12.27.07 - about 12.24
christmas eve. how weird. we spend it riding mountain bikes 17 miles down the slope of a volcano in a monsoon storm.
there is a tour advertised in our hotel room desk. we decide to take it, very unlike us, but this one sounds special. it promises a visit to a plantation and a traditional family compound where we will "Meet the family!" plus the aforementioned bike ride followed by a "balinese feast." sounds good. we're in.
there are many parts to the tour.
we eat breakfast atop a volcano during heavy fog...
we feed banana pancakes to a starving dog...
we stop at a family compound to see how they work...
we drink coffee on a plantation and smoke pure balinese tobacco with our guide.
then we get on our bikes, ready to ride...and the monsoon starts again.
thick sheets of rain are coming down. our tour group of 2 brits, 1 german, us and two dorky americans in spandex laugh at what is about to happen. our shoes are so soaked within seconds, it's like we've been walking in a swimming pool. and off we go.
the riding is hysterical fun. it's downhill and fast fast fast. guy and i are in the front. we laugh like we're mad as the rain needles stab our eyes, making it difficult to see. we're on backroads in bali. there are no cars. we are swiftly passing small villages with carved stone walls and rushing water from rice paddies down to the road. little children wave and say "Hallo!

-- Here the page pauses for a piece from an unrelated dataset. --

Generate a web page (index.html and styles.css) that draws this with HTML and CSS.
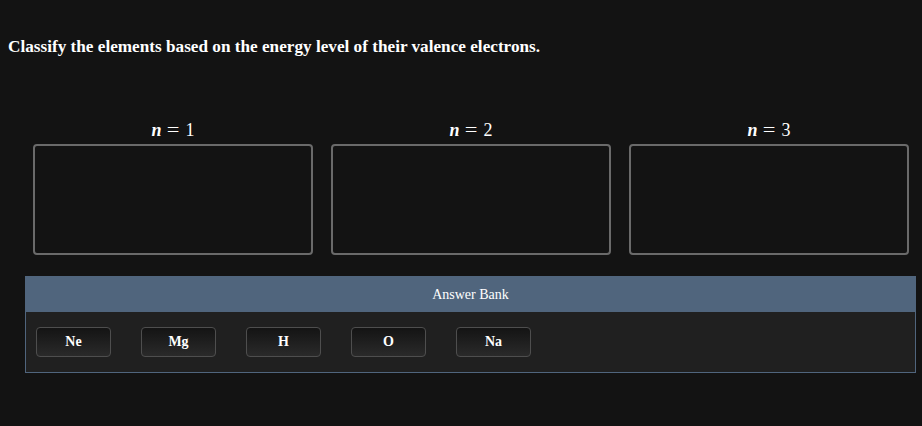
FILE: index.html
```html
<!DOCTYPE html>
<html>
<head>
<meta charset="utf-8">
<link rel="stylesheet" href="styles.css">
</head>
<body>
<div class="page">
  <p class="prompt">Classify the elements based on the energy level of their valence electrons.</p>
  <div class="bins">
    <div class="bin">
      <div class="bin-label"><i>n</i><span class="eq">=</span>1</div>
      <div class="bin-box"></div>
    </div>
    <div class="bin">
      <div class="bin-label"><i>n</i><span class="eq">=</span>2</div>
      <div class="bin-box"></div>
    </div>
    <div class="bin">
      <div class="bin-label"><i>n</i><span class="eq">=</span>3</div>
      <div class="bin-box"></div>
    </div>
  </div>
  <div class="bank">
    <div class="bank-head">Answer Bank</div>
    <div class="bank-body">
      <div class="chip">Ne</div>
      <div class="chip">Mg</div>
      <div class="chip">H</div>
      <div class="chip">O</div>
      <div class="chip">Na</div>
    </div>
  </div>
</div>
</body>
</html>
```

FILE: styles.css
```css
html, body {
  margin: 0;
  padding: 0;
  background: #131313;
  color: #fff;
  font-family: "Liberation Serif", "Times New Roman", serif;
}
.page {
  width: 922px;
  height: 426px;
  overflow: hidden;
}
.prompt {
  margin: 0;
  padding: 37px 8px 0;
  font-size: 17.2px;
  font-weight: bold;
  line-height: 20px;
}
.bins {
  display: flex;
  gap: 18px;
  padding-left: 33px;
  margin-top: 63px;
}
.bin {
  width: 280px;
  display: flex;
  flex-direction: column;
  gap: 4px;
}
.bin-label {
  text-align: center;
  font-size: 18px;
  line-height: 20px;
  height: 20px;
}
.bin-label i {
  font-weight: bold;
  font-style: italic;
}
.bin-label .eq {
  display: inline-block;
  margin: 0 7px;
  transform: scaleX(1.25);
}
.bin-box {
  box-sizing: border-box;
  height: 111px;
  border: 2px solid #6a6a6a;
  border-radius: 4px;
}
.bank {
  margin: 21px 0 0 25px;
  width: 891px;
}
.bank-head {
  height: 36px;
  background: #50657d;
  text-align: center;
  font-size: 14px;
  line-height: 37px;
}
.bank-body {
  box-sizing: border-box;
  height: 61px;
  background: #202020;
  border: 1px solid #50657d;
  border-top: none;
  padding: 15px 10px;
  display: flex;
  gap: 30px;
}
.chip {
  box-sizing: border-box;
  width: 75px;
  height: 30px;
  border: 1px solid #4e4e4e;
  border-radius: 4px;
  background: linear-gradient(#141414, #2a2a2a);
  text-align: center;
  font-size: 14px;
  font-weight: bold;
  line-height: 28px;
}
```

Hallo!" and give us high-fives (or sideways-fives) as we rush past in a spray of water. we're cruising along, never looking back when suddenly there is a crash of lightning directly in front of us. it looks like it splits the earth in half. it's thick and blinding white. just as quickly a thunderclap louder than anything guy or i have ever heard, follows. we scream, our eyes are huge, we look at each other in total wonder through the curtain of rain. it's a moment i will remember for the rest of my life.
3 hours later, the ride is over. we're completely soaked and swimming in endorphins, not to mention rain. we sit down, order a beer, and pig out.
but that's not all.
now the tour takes us to a monkey jungle.
you buy little bananas at the front of the park. the monkeys are running wild. you get used to this. you pass out the bananas to the monkeys who softly take them from your hand with unimaginable grace. you watch and stare at the monkeys. you do all this, but you don't expect a monkey to land on your back.
he was light, like a small cat and suddenly there, on my shoulder. the pictures guy immediately started taking are hilarious. he doesn't stop snapping. my face is horrified and in motion in the first picture. my eyes are huge. especially under my matted, damp, post-bike ride hair. the monkey sits calmly on my shoulder and unwraps his tiny banana and eats it. i hand him another one. he does the same thing and then is gone. it's magical! i want to call my mom right away and tell her. this is the first clue that something tremendous has happened. must call mom. we spend a good hour observing the free range monkeys.
it's so liberating being in a foreign country with so few rules, regulations, standards. monkeys roam freely and downhill bike tours include close-impact lightning. fantastic.
tomorrow we leave Ubud. guy wants to go north to Lovina and then down the west coast "to see big waves" where the surfers are. i want to go directly east to Sanur, (and maybe to the gili islands?) and then down the east coast for white-sand beaches. we go north.